Problem requirements » Find and return each line containing "index".

Information provided »
▶

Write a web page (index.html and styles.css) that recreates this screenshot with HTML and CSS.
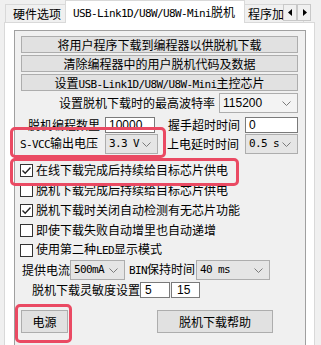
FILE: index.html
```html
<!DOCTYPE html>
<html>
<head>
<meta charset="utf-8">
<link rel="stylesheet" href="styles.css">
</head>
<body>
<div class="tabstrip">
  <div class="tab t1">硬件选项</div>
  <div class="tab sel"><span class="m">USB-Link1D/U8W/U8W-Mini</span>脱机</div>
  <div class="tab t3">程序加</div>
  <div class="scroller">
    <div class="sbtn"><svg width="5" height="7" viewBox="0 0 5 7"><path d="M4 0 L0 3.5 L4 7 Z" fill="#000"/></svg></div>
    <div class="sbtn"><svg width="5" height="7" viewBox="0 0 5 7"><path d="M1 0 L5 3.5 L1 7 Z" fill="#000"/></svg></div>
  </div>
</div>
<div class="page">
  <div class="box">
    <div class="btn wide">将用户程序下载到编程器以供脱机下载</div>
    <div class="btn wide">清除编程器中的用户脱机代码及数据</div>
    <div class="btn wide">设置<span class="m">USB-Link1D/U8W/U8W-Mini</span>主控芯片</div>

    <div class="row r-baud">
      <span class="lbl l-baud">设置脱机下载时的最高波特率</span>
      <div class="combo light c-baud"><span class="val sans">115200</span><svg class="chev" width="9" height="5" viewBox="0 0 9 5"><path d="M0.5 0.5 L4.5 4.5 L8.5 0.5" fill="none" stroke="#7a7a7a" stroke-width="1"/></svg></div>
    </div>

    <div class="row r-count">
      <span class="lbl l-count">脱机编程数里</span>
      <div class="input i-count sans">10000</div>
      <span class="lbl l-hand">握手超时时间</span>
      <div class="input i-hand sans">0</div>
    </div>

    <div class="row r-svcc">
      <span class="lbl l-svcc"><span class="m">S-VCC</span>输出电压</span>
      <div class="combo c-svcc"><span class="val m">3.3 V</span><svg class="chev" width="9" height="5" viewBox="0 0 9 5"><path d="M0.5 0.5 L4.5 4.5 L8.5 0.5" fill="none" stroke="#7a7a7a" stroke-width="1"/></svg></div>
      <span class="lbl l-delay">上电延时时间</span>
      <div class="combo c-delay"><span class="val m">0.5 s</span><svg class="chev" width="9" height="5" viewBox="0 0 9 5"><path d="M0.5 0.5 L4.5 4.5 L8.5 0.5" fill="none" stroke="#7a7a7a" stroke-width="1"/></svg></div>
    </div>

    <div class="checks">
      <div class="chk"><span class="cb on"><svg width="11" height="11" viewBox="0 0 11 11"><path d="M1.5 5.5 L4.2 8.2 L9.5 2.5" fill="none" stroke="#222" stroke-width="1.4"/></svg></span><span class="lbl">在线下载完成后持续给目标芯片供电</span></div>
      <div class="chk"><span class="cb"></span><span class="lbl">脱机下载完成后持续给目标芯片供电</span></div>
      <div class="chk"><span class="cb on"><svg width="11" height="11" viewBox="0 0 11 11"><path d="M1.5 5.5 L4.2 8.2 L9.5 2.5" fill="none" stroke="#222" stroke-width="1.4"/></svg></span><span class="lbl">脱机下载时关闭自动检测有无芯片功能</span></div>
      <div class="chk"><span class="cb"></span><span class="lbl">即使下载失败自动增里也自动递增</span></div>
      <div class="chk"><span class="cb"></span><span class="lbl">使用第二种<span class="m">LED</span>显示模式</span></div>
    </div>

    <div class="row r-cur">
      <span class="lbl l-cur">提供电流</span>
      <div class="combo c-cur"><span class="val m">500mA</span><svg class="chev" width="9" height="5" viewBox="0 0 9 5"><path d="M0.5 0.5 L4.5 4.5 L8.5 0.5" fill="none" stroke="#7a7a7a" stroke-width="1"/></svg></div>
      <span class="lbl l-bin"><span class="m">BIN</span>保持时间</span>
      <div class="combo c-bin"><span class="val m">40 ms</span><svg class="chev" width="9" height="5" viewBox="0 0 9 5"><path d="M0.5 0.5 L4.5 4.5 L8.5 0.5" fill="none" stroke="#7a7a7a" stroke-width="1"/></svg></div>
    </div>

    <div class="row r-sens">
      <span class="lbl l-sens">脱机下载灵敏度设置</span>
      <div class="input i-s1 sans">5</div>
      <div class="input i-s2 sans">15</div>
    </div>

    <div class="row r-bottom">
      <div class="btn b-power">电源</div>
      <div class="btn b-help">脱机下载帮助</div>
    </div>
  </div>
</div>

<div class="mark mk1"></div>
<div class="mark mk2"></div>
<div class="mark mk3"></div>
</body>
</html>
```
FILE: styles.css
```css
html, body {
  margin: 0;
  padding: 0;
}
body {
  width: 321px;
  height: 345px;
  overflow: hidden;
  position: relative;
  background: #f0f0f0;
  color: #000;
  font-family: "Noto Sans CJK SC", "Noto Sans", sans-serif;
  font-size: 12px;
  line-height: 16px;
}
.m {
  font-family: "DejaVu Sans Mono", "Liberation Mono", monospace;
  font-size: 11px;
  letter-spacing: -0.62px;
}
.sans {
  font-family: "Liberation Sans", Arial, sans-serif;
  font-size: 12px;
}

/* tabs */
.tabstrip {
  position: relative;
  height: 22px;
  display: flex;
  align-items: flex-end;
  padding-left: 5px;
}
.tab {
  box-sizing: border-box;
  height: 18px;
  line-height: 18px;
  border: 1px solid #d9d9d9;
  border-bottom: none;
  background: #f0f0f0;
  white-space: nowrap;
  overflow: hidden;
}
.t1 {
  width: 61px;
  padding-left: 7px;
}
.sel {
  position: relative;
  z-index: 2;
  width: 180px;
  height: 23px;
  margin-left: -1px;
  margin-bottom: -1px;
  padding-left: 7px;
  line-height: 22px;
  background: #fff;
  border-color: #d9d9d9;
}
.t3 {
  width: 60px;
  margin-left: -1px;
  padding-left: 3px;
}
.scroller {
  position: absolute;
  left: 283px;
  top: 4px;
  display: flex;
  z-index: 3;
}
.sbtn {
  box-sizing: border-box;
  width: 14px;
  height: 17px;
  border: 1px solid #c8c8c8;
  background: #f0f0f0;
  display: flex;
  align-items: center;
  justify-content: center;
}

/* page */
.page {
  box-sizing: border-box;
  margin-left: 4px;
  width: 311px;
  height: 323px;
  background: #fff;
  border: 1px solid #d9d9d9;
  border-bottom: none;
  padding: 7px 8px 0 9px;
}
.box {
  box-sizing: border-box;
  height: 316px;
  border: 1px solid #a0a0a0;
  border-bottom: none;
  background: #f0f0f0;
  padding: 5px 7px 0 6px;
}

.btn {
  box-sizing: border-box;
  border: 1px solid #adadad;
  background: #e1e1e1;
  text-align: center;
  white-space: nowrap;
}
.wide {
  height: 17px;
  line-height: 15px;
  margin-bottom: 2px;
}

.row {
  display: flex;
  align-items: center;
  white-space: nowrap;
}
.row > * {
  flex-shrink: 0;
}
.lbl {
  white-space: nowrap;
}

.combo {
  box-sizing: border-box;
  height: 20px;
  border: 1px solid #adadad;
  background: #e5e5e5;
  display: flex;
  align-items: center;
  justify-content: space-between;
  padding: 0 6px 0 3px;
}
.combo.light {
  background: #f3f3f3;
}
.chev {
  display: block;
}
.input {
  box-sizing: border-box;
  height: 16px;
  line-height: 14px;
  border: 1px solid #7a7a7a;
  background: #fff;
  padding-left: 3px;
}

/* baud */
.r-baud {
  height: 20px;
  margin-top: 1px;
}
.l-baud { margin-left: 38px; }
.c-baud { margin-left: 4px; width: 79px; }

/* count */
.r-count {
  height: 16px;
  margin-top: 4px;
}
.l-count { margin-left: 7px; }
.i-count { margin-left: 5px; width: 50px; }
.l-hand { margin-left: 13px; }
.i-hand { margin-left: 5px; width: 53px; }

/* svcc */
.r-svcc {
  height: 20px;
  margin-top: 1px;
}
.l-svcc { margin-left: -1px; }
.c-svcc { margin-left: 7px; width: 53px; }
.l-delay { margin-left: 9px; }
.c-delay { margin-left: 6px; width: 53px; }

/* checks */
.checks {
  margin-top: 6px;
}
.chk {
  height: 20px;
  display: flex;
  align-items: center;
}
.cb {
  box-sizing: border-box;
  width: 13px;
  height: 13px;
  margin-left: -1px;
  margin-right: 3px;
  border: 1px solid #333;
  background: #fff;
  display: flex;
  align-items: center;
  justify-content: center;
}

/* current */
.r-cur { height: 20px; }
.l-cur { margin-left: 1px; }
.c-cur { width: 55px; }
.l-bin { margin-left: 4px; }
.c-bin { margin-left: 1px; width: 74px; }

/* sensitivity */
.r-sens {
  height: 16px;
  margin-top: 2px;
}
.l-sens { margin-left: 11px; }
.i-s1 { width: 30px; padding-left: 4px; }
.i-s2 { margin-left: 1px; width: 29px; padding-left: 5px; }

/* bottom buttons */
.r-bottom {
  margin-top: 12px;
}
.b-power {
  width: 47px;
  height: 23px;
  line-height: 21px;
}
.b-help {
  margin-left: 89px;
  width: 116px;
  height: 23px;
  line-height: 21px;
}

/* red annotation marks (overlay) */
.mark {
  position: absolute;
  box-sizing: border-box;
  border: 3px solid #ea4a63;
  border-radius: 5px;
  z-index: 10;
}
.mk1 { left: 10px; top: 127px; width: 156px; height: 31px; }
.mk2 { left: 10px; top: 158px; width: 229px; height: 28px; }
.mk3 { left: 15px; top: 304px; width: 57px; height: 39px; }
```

◀

Solution for this task »
Write a web page (index.html and styles.css) that recreates this screenshot with HTML and CSS.
FILE: index.html
  z-index: 2;
  z-index: 3;
  z-index: 10;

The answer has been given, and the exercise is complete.